The truth about Tetanus and vitamin C pic.twitter.com/GkjaIlEDjZ
— Cleanse Parasites .com 🧹🪱 Herbal Cleanse Co. (@parasitedetox) April 8, 2025
For tetanus, you need rotten meat, okay. That's how the tetanus vaccines is made with rotten meat. If anyone is worried about tetanus, what we are shown is a picture of a soldier from like the 1800s. He's naked. His back is arched. If you just Google Tetanus right now and you look for images, you'll get this image.
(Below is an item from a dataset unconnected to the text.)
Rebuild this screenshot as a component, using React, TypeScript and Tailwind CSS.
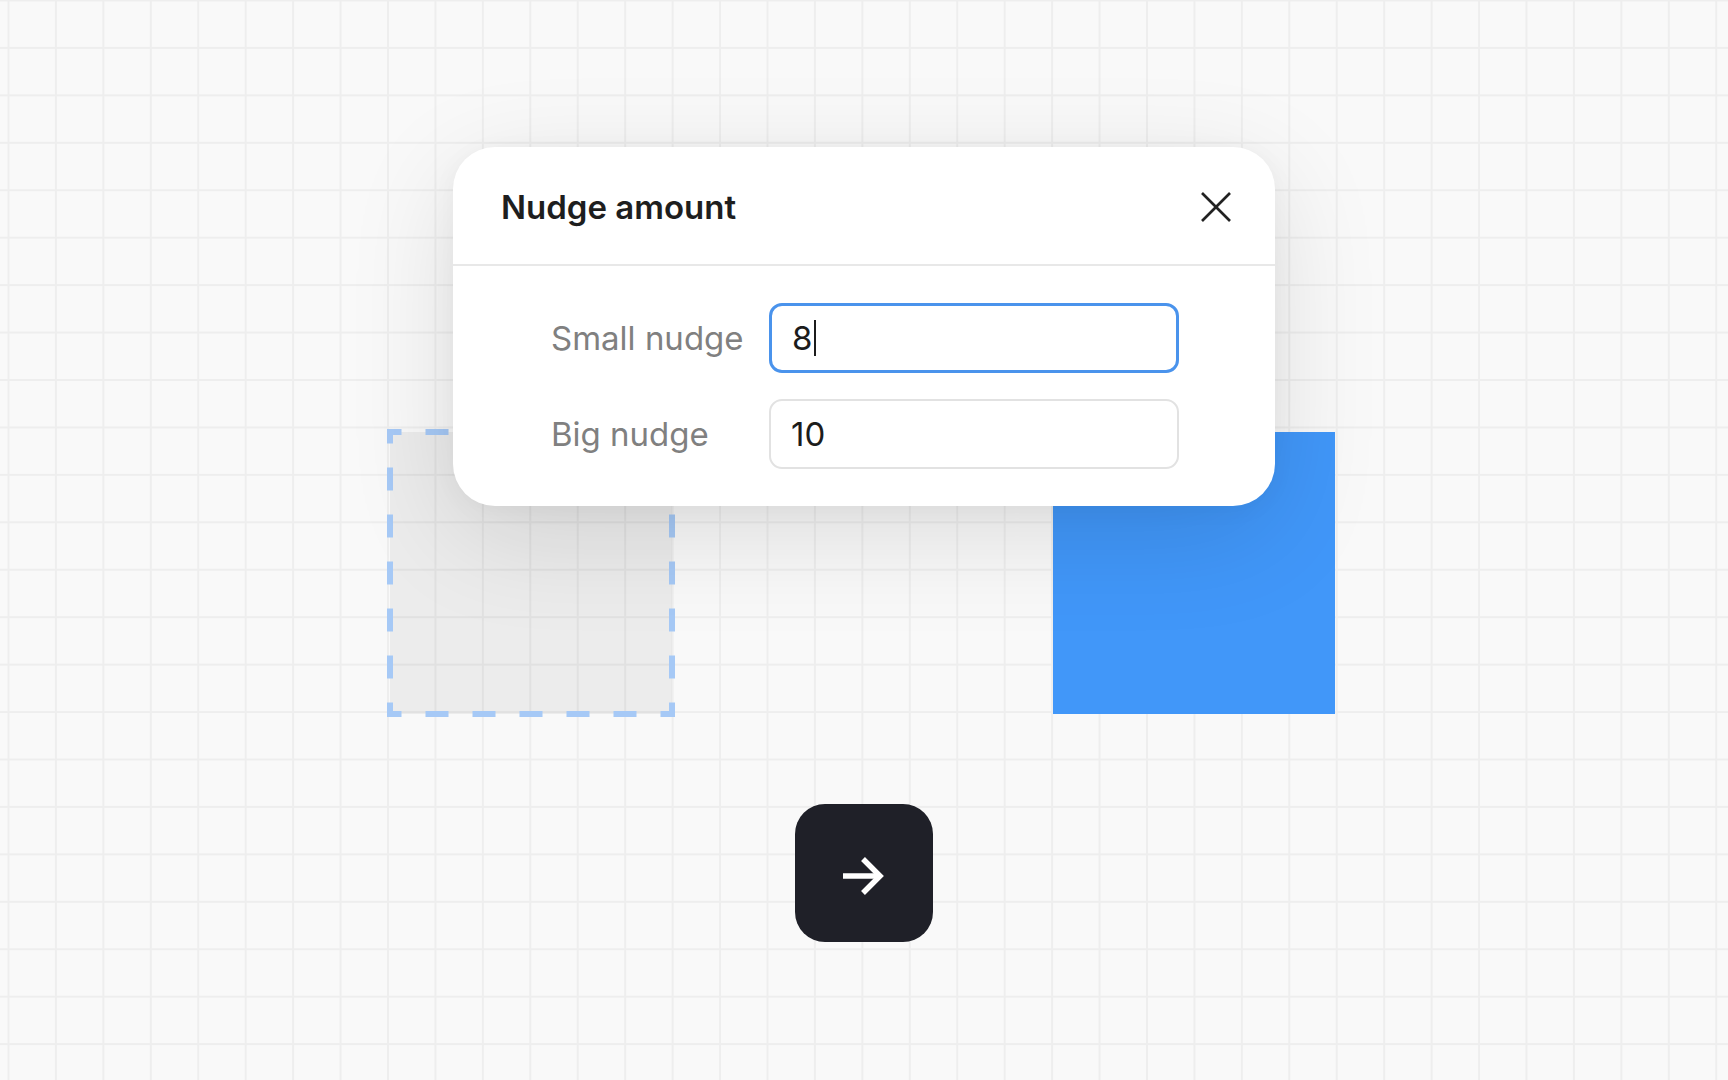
export default function App() {
  return (
    <div className="relative h-[1080px] w-[1728px] overflow-hidden bg-[#f9f9f9] bg-[image:linear-gradient(to_right,#eeeeee_1.5px,transparent_1.5px),linear-gradient(to_bottom,#eeeeee_1.5px,transparent_1.5px)] bg-[size:47.45px_47.45px] bg-[position:7.5px_-0.5px] font-[family-name:Inter,'Noto_Sans',sans-serif]">
      {/* ghost (original position) */}
      <div className="absolute left-[387px] top-[429px] h-[288px] w-[288px]">
        <div className="absolute inset-[3px] bg-black/[0.05]" />
        <svg className="absolute inset-0" width="288" height="288" viewBox="0 0 288 288">
          <g stroke="#a6c9f6" strokeWidth="6" strokeDasharray="23 24" strokeDashoffset="8.5" fill="none">
            <line x1="0" y1="3" x2="288" y2="3" />
            <line x1="0" y1="285" x2="288" y2="285" />
            <line x1="3" y1="0" x2="3" y2="288" />
            <line x1="285" y1="0" x2="285" y2="288" />
          </g>
        </svg>
      </div>

      {/* nudged shape */}
      <div className="absolute left-[1053px] top-[432px] h-[282px] w-[282px] bg-[#4197f9]" />

      {/* dialog */}
      <div className="absolute left-[453px] top-[147px] w-[822px] rounded-[42px] bg-white shadow-[0_28px_110px_rgba(0,0,0,0.12),0_4px_24px_rgba(0,0,0,0.04)]">
        <div className="flex h-[119px] items-center justify-between border-b-2 border-[#e8e8e8] pl-[48px] pr-[44px]">
          <div className="mt-[3px] text-[33px] font-semibold leading-none text-[#1e1e1e]">Nudge amount</div>
          <svg className="mt-[2px]" width="30" height="30" viewBox="0 0 30 30">
            <g stroke="#222222" strokeWidth="2.6" strokeLinecap="butt">
              <line x1="1" y1="1" x2="29" y2="29" />
              <line x1="29" y1="1" x2="1" y2="29" />
            </g>
          </svg>
        </div>
        <div className="flex flex-col gap-[26px] pb-[37px] pl-[98px] pt-[37px]">
          <div className="flex items-center">
            <div className="mt-[1px] w-[218px] text-[33px] leading-none text-[#808080]">Small nudge</div>
            <div className="flex h-[70px] w-[410px] items-center rounded-[13px] border-[3px] border-[#4a93ec] px-[20px] text-[33px] leading-none text-[#1c1c1c]">
              <span className="mt-[1px]">8</span>
              <span className="ml-[2px] h-[36px] w-[2px] bg-[#1c1c1c]" />
            </div>
          </div>
          <div className="flex items-center">
            <div className="mt-[1px] w-[218px] text-[33px] leading-none text-[#808080]">Big nudge</div>
            <div className="flex h-[70px] w-[410px] items-center rounded-[13px] border-2 border-[#e2e2e2] px-[20px] text-[33px] leading-none text-[#1c1c1c]">
              <span className="mt-[1px]">10</span>
            </div>
          </div>
        </div>
      </div>

      {/* action button */}
      <div className="absolute left-[795px] top-[804px] flex h-[138px] w-[138px] items-center justify-center rounded-[30px] bg-[#1f2028]">
        <svg width="138" height="138" viewBox="0 0 138 138">
          <g stroke="#ffffff" strokeWidth="5.5" fill="none" strokeLinecap="butt" strokeLinejoin="miter">
            <line x1="48" y1="72" x2="84" y2="72" />
            <polyline points="68,55 85,72 68,89" />
          </g>
        </svg>
      </div>
    </div>
  );
}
So that's what we are told will happen if we get tetanus. It's a sure thing. You're just going to get tetanus. You're going to die. The fact of the matter is that when I started doing my deep dive, in World War I, look, it was fought in the trenches with horses. That's where you get tetanus from ruminant animals. It lives in their gut and it goes in the soil, and it's just a spore. It doesn't do anything until it gets into an area that doesn't have oxygen. So you get a cut. You get a certain . . . they close you up real nice without cleaning it out properly and you're a setup for tetanus, which will transform from a spore to a different kind of a microbe and start releasing a toxin that can, at first, it starts as numb, numbness usually in that limb. The extreme case is in that soldier who would have been malnourished, stressed out, probably vaccinated for smallpox before he hit the fields and exposed to enormous amounts of tetanus, possibly a gunshot wound, or a slice somewhere, and then sewn up. So, yeah, his nervous system could have had a real big dose of toxin and nobody did anything about it. That's a worst-case scenario. You don't want that to happen. You see I've treated tetanus let's just put it that way. I've treated several cases of tetanus. One of the cases was a neurologically diagnosed tetanus. So tetanus is treatable. You can get on it early. Rabbit studies have shown that if you give vitamin C if you have a good high vitamin C level before you put glass with tetanus spores on it inside the skin of a rabbit, you can prevent tetanus from happening. Even if you give the vitamin C at the time of the injury, you can prevent it from happening. If you give it after the event, the death rate goes down very, very low if not zero. So vitamin C is a main factor, but the biggest factor is cleaning a wound and keeping the wound open if you think it's a dirty wound, not to close it straight up which is why nails . . . You say stepping on a nail is the classic because rust can kind of hold the old spores inside of it. You step on the nail, you get inoculated, and then you wait for it to heal over. You have to open that wound if that's going to happen.